RECORDS PROVIDED

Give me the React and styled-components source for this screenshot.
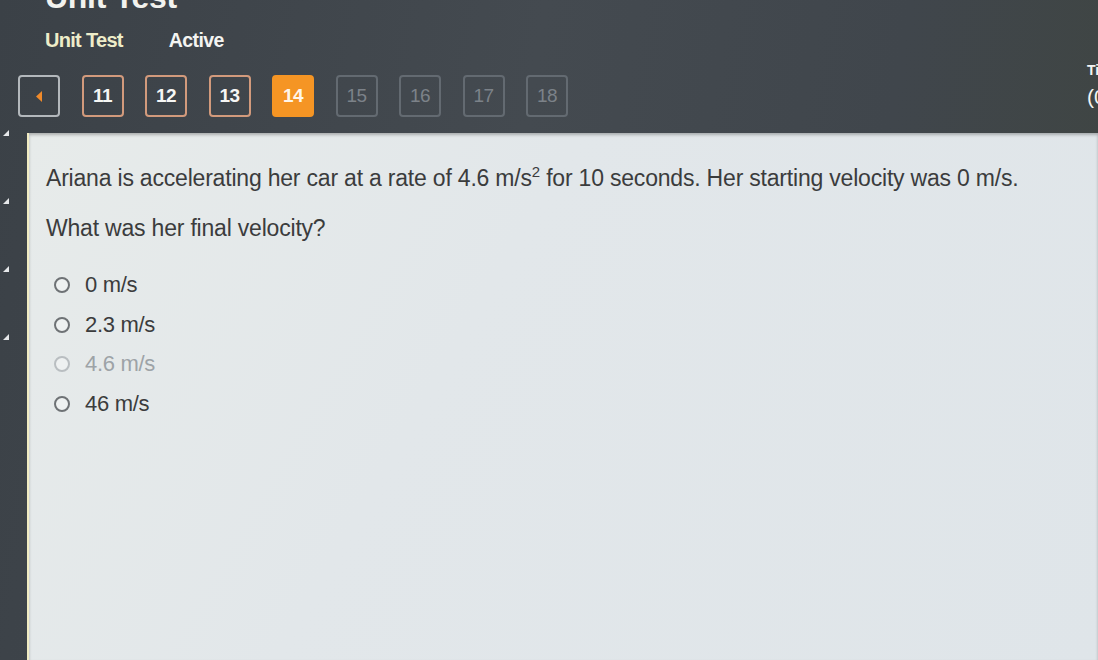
import React from 'react';
import styled, { createGlobalStyle } from 'styled-components';

const Global = createGlobalStyle`
  html, body {
    margin: 0;
    padding: 0;
    overflow: hidden;
  }
  body {
    font-family: "Liberation Sans", Arial, sans-serif;
    background: #40464c;
  }
`;

const Page = styled.div`
  width: 1098px;
  height: 660px;
  overflow: hidden;
  display: flex;
  flex-direction: column;
  background: linear-gradient(100deg, #3b4147 0%, #444a50 45%, #40464c 75%, #3f4541 100%);
`;

const Header = styled.div`
  height: 133px;
  flex-shrink: 0;
  display: flex;
`;

const HeaderMain = styled.div`
  flex: 1;
  display: flex;
  flex-direction: column;
`;

const BigTitle = styled.div`
  margin: -19px 0 0 45px;
  font-size: 32px;
  font-weight: 700;
  line-height: 32px;
  height: 32px;
  color: #f2f2ee;
  letter-spacing: -0.3px;
`;

const TitleRow = styled.div`
  display: flex;
  align-items: baseline;
  gap: 46px;
  margin: 16px 0 0 45px;
`;

const UnitName = styled.span`
  font-size: 20px;
  font-weight: 700;
  color: #eeedc9;
  letter-spacing: -0.7px;
`;

const Status = styled.span`
  font-size: 19.5px;
  font-weight: 700;
  color: #f4f4f2;
  letter-spacing: -0.6px;
`;

const NavRow = styled.div`
  display: flex;
  gap: 21.5px;
  margin: 23px 0 0 18px;
`;

const tones = {
  back: { border: '#b3b8bc', bg: 'transparent', color: '#f08a2a', weight: 700 },
  done: { border: '#d29a7c', bg: 'transparent', color: '#f6f6f4', weight: 700 },
  current: { border: '#f59524', bg: '#f59524', color: '#fff6ea', weight: 700 },
  todo: { border: '#636a71', bg: 'transparent', color: '#7c8289', weight: 400 },
};

const NavBtn = styled.div`
  box-sizing: border-box;
  width: 42px;
  height: 42px;
  border: 2px solid ${(p) => tones[p.$tone].border};
  background: ${(p) => tones[p.$tone].bg};
  border-radius: 4px;
  display: flex;
  align-items: center;
  justify-content: center;
  font-size: 19px;
  font-weight: ${(p) => tones[p.$tone].weight};
  color: ${(p) => tones[p.$tone].color};
  letter-spacing: -0.6px;
`;

const TimerSide = styled.div`
  width: 11px;
  flex-shrink: 0;
  white-space: nowrap;
  color: #f4f4f2;
  padding-top: 62px;
`;

const TimerLabel = styled.div`
  font-size: 14px;
  font-weight: 700;
`;

const TimerValue = styled.div`
  font-size: 21px;
  margin-top: 7px;
`;

const Body = styled.div`
  flex: 1;
  display: flex;
`;

const Rail = styled.div`
  width: 24px;
  flex-shrink: 0;
  display: flex;
  flex-direction: column;
  gap: 62px;
  padding-left: 3px;
  margin-top: -3px;
`;

const Marker = styled.div`
  width: 0;
  height: 0;
  border-left: 6px solid transparent;
  border-bottom: 6px solid #e6e8ea;
`;

const Panel = styled.div`
  flex: 1;
  background: linear-gradient(120deg, #e7ebea 0%, #e2e7ea 40%, #dfe5e9 100%);
  border-left: 2px solid #f1ecc2;
  box-shadow: inset 0 2px 3px rgba(0, 0, 0, 0.25);
  padding: 30px 0 0 17px;
  color: #3b3c3d;
`;

const Question = styled.p`
  margin: 0;
  font-size: 23px;
  line-height: 30px;
  letter-spacing: -0.2px;
  sup {
    font-size: 15px;
    line-height: 0;
    vertical-align: 9px;
  }
`;

const Prompt = styled.p`
  margin: 20px 0 0;
  font-size: 23px;
  line-height: 30px;
  letter-spacing: -0.2px;
`;

const Options = styled.div`
  display: flex;
  flex-direction: column;
  gap: 9.5px;
  margin: 27px 0 0 8px;
`;

const Option = styled.label`
  display: flex;
  align-items: center;
  gap: 15px;
  height: 30px;
  font-size: 22px;
  letter-spacing: -0.3px;
  color: ${(p) => (p.$faded ? '#9da3a7' : '#3b3c3d')};
`;

const Radio = styled.span`
  box-sizing: border-box;
  width: 16px;
  height: 16px;
  border-radius: 50%;
  border: 2px solid ${(p) => (p.$faded ? '#b9bec1' : '#6e7275')};
  background: #eef1f1;
`;

const pages = [
  { n: 11, tone: 'done' },
  { n: 12, tone: 'done' },
  { n: 13, tone: 'done' },
  { n: 14, tone: 'current' },
  { n: 15, tone: 'todo' },
  { n: 16, tone: 'todo' },
  { n: 17, tone: 'todo' },
  { n: 18, tone: 'todo' },
];

const answers = [
  { text: '0 m/s' },
  { text: '2.3 m/s' },
  { text: '4.6 m/s', faded: true },
  { text: '46 m/s' },
];

export default function App() {
  return (
    <>
      <Global />
      <Page>
        <Header>
          <HeaderMain>
            <BigTitle>Unit Test</BigTitle>
            <TitleRow>
              <UnitName>Unit Test</UnitName>
              <Status>Active</Status>
            </TitleRow>
            <NavRow>
              <NavBtn $tone="back">
                <svg width="8" height="11" viewBox="0 0 8 11">
                  <path d="M7 0 L1 5.5 L7 11 Z" fill="#f08a2a" />
                </svg>
              </NavBtn>
              {pages.map((p) => (
                <NavBtn key={p.n} $tone={p.tone}>
                  {p.n}
                </NavBtn>
              ))}
            </NavRow>
          </HeaderMain>
          <TimerSide>
            <TimerLabel>Time</TimerLabel>
            <TimerValue>(00:00)</TimerValue>
          </TimerSide>
        </Header>
        <Body>
          <Rail>
            <Marker />
            <Marker />
            <Marker />
            <Marker />
          </Rail>
          <Panel>
            <Question>
              Ariana is accelerating her car at a rate of 4.6 m/s<sup>2</sup> for 10 seconds. Her
              starting velocity was 0 m/s.
            </Question>
            <Prompt>What was her final velocity?</Prompt>
            <Options>
              {answers.map((a) => (
                <Option key={a.text} $faded={a.faded}>
                  <Radio $faded={a.faded} />
                  {a.text}
                </Option>
              ))}
            </Options>
          </Panel>
        </Body>
      </Page>
    </>
  );
}
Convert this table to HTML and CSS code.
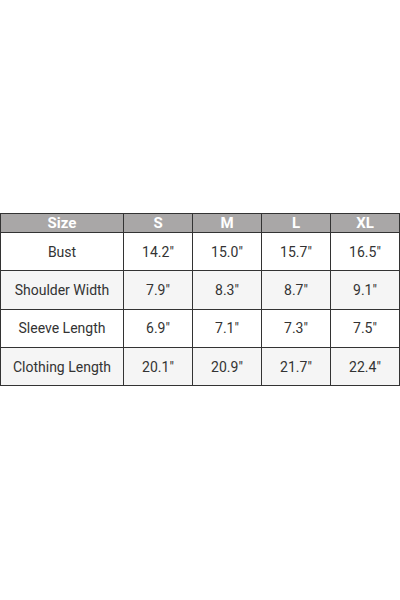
FILE: index.html
```html
<!DOCTYPE html>
<html>
<head>
<meta charset="utf-8">
<link rel="stylesheet" href="styles.css">
</head>
<body>
<div class="page">
<table class="size-table">
  <colgroup>
    <col class="c-label"><col class="c-val"><col class="c-val"><col class="c-val"><col class="c-val">
  </colgroup>
  <thead>
    <tr><th>Size</th><th>S</th><th>M</th><th>L</th><th>XL</th></tr>
  </thead>
  <tbody>
    <tr><td>Bust</td><td>14.2"</td><td>15.0"</td><td>15.7"</td><td>16.5"</td></tr>
    <tr class="alt"><td>Shoulder Width</td><td>7.9"</td><td>8.3"</td><td>8.7"</td><td>9.1"</td></tr>
    <tr><td>Sleeve Length</td><td>6.9"</td><td>7.1"</td><td>7.3"</td><td>7.5"</td></tr>
    <tr class="alt"><td>Clothing Length</td><td>20.1"</td><td>20.9"</td><td>21.7"</td><td>22.4"</td></tr>
  </tbody>
</table>
</div>
</body>
</html>
```
FILE: styles.css
```css
html, body {
  margin: 0;
  padding: 0;
  background: #ffffff;
}
.page {
  width: 400px;
  height: 600px;
  padding-top: 213px;
  box-sizing: border-box;
}
.size-table {
  width: 399px;
  border-collapse: collapse;
  table-layout: fixed;
  font-family: Roboto, "Liberation Sans", sans-serif;
  font-size: 14px;
  color: #333333;
}
.c-label { width: 123px; }
.c-val { width: 69px; }
.size-table th,
.size-table td {
  border: 1.5px solid #333333;
  text-align: center;
  padding: 0;
}
.size-table th {
  background: #a9a7a7;
  color: #ffffff;
  font-weight: bold;
  height: 18px;
  line-height: 18px;
  font-size: 15px;
}
.size-table td {
  height: 37.3px;
  background: #ffffff;
}
.size-table tr.alt td {
  background: #f5f5f5;
}
```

AIM
Within the listing above, find every line containing the string "table" and return it.

RESPONSE TO THIS EXERCISE
Convert this table to HTML and CSS code.
<table class="size-table">
</table>
.size-table {
  table-layout: fixed;
.size-table th,
.size-table td {
.size-table th {
.size-table td {
.size-table tr.alt td {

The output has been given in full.